▸ Collected material:
++++

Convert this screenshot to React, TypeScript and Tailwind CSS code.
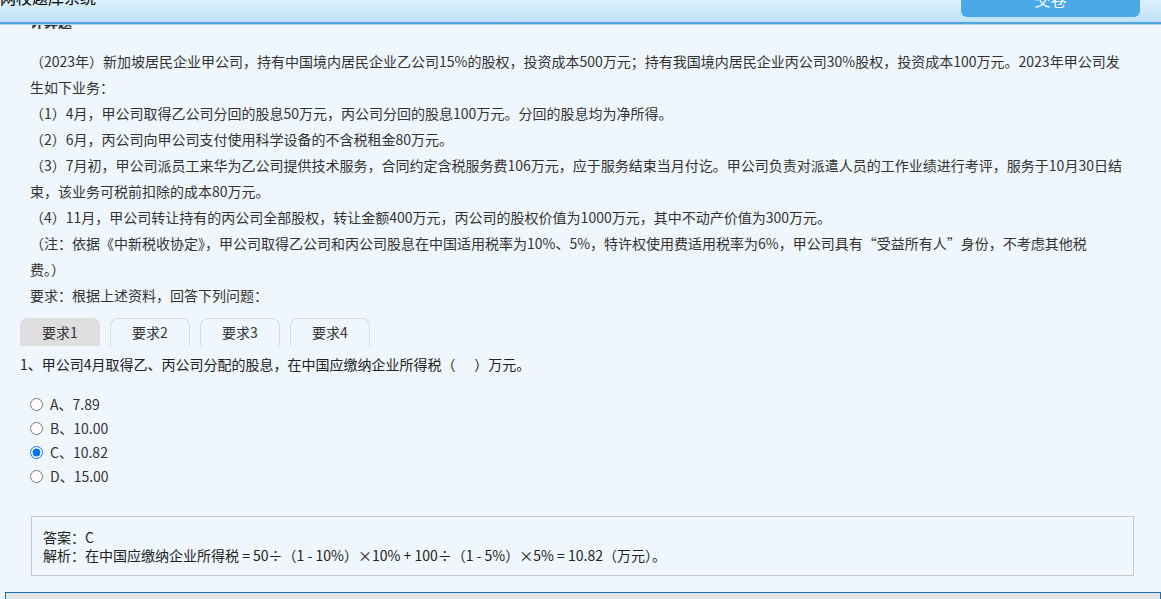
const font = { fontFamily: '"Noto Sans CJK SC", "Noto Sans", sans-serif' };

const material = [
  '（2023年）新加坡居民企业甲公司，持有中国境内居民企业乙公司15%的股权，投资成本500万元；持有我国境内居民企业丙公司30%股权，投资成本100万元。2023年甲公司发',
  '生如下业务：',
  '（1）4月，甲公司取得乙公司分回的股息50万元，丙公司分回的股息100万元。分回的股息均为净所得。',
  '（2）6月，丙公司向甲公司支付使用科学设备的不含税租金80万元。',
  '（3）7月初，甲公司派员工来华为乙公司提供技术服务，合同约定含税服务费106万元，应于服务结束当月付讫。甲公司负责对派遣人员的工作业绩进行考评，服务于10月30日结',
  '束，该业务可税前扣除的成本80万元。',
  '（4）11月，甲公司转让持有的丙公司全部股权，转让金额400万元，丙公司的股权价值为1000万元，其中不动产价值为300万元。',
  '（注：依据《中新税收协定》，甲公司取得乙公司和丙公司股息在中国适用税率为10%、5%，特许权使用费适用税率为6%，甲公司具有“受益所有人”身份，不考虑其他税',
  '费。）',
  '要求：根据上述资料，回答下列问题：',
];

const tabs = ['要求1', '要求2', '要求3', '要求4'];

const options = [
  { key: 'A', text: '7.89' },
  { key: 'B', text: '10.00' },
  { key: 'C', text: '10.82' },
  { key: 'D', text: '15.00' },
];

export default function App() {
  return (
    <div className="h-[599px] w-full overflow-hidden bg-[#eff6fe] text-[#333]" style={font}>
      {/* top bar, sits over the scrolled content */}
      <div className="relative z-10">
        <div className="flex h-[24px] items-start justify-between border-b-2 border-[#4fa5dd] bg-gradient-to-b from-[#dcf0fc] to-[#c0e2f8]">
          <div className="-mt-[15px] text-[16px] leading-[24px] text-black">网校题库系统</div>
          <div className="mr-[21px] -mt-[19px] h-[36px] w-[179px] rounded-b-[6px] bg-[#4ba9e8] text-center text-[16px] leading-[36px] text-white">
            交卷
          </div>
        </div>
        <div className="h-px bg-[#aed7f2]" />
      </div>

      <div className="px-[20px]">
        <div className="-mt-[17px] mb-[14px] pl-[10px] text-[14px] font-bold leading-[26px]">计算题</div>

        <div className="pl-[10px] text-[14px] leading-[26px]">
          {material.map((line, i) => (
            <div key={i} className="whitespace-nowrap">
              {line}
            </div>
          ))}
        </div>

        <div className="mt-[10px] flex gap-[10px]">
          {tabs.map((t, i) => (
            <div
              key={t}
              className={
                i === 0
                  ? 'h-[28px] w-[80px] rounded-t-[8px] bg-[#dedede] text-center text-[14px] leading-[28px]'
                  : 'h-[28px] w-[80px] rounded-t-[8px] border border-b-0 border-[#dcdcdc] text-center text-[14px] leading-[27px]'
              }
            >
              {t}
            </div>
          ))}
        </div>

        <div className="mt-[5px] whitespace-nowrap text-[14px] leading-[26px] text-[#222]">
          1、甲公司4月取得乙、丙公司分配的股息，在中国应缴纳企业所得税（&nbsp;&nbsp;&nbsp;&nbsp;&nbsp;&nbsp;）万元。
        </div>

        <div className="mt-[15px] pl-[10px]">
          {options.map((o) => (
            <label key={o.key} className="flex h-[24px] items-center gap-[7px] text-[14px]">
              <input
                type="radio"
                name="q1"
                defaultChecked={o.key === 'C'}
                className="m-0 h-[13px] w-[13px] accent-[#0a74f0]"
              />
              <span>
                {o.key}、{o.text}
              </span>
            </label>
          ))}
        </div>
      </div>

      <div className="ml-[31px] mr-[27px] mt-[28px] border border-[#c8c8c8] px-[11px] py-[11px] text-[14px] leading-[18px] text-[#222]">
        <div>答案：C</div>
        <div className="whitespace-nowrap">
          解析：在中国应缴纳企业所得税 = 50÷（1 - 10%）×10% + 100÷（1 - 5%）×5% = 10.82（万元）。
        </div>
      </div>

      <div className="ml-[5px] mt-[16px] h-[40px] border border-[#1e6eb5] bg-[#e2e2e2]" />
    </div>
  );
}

++++

All of the data above should be transcribed verbatim, with pictures omitted.

Convert this screenshot to React, TypeScript and Tailwind CSS code.
const font = { fontFamily: '"Noto Sans CJK SC", "Noto Sans", sans-serif' };

const material = [
  '（2023年）新加坡居民企业甲公司，持有中国境内居民企业乙公司15%的股权，投资成本500万元；持有我国境内居民企业丙公司30%股权，投资成本100万元。2023年甲公司发',
  '生如下业务：',
  '（1）4月，甲公司取得乙公司分回的股息50万元，丙公司分回的股息100万元。分回的股息均为净所得。',
  '（2）6月，丙公司向甲公司支付使用科学设备的不含税租金80万元。',
  '（3）7月初，甲公司派员工来华为乙公司提供技术服务，合同约定含税服务费106万元，应于服务结束当月付讫。甲公司负责对派遣人员的工作业绩进行考评，服务于10月30日结',
  '束，该业务可税前扣除的成本80万元。',
  '（4）11月，甲公司转让持有的丙公司全部股权，转让金额400万元，丙公司的股权价值为1000万元，其中不动产价值为300万元。',
  '（注：依据《中新税收协定》，甲公司取得乙公司和丙公司股息在中国适用税率为10%、5%，特许权使用费适用税率为6%，甲公司具有“受益所有人”身份，不考虑其他税',
  '费。）',
  '要求：根据上述资料，回答下列问题：',
];

const tabs = ['要求1', '要求2', '要求3', '要求4'];

const options = [
  { key: 'A', text: '7.89' },
  { key: 'B', text: '10.00' },
  { key: 'C', text: '10.82' },
  { key: 'D', text: '15.00' },
];

export default function App() {
  return (
    <div className="h-[599px] w-full overflow-hidden bg-[#eff6fe] text-[#333]" style={font}>
      {/* top bar, sits over the scrolled content */}
      <div className="relative z-10">
        <div className="flex h-[24px] items-start justify-between border-b-2 border-[#4fa5dd] bg-gradient-to-b from-[#dcf0fc] to-[#c0e2f8]">
          <div className="-mt-[15px] text-[16px] leading-[24px] text-black">网校题库系统</div>
          <div className="mr-[21px] -mt-[19px] h-[36px] w-[179px] rounded-b-[6px] bg-[#4ba9e8] text-center text-[16px] leading-[36px] text-white">
            交卷
          </div>
        </div>
        <div className="h-px bg-[#aed7f2]" />
      </div>

      <div className="px-[20px]">
        <div className="-mt-[17px] mb-[14px] pl-[10px] text-[14px] font-bold leading-[26px]">计算题</div>

        <div className="pl-[10px] text-[14px] leading-[26px]">
          {material.map((line, i) => (
            <div key={i} className="whitespace-nowrap">
              {line}
            </div>
          ))}
        </div>

        <div className="mt-[10px] flex gap-[10px]">
          {tabs.map((t, i) => (
            <div
              key={t}
              className={
                i === 0
                  ? 'h-[28px] w-[80px] rounded-t-[8px] bg-[#dedede] text-center text-[14px] leading-[28px]'
                  : 'h-[28px] w-[80px] rounded-t-[8px] border border-b-0 border-[#dcdcdc] text-center text-[14px] leading-[27px]'
              }
            >
              {t}
            </div>
          ))}
        </div>

        <div className="mt-[5px] whitespace-nowrap text-[14px] leading-[26px] text-[#222]">
          1、甲公司4月取得乙、丙公司分配的股息，在中国应缴纳企业所得税（&nbsp;&nbsp;&nbsp;&nbsp;&nbsp;&nbsp;）万元。
        </div>

        <div className="mt-[15px] pl-[10px]">
          {options.map((o) => (
            <label key={o.key} className="flex h-[24px] items-center gap-[7px] text-[14px]">
              <input
                type="radio"
                name="q1"
                defaultChecked={o.key === 'C'}
                className="m-0 h-[13px] w-[13px] accent-[#0a74f0]"
              />
              <span>
                {o.key}、{o.text}
              </span>
            </label>
          ))}
        </div>
      </div>

      <div className="ml-[31px] mr-[27px] mt-[28px] border border-[#c8c8c8] px-[11px] py-[11px] text-[14px] leading-[18px] text-[#222]">
        <div>答案：C</div>
        <div className="whitespace-nowrap">
          解析：在中国应缴纳企业所得税 = 50÷（1 - 10%）×10% + 100÷（1 - 5%）×5% = 10.82（万元）。
        </div>
      </div>

      <div className="ml-[5px] mt-[16px] h-[40px] border border-[#1e6eb5] bg-[#e2e2e2]" />
    </div>
  );
}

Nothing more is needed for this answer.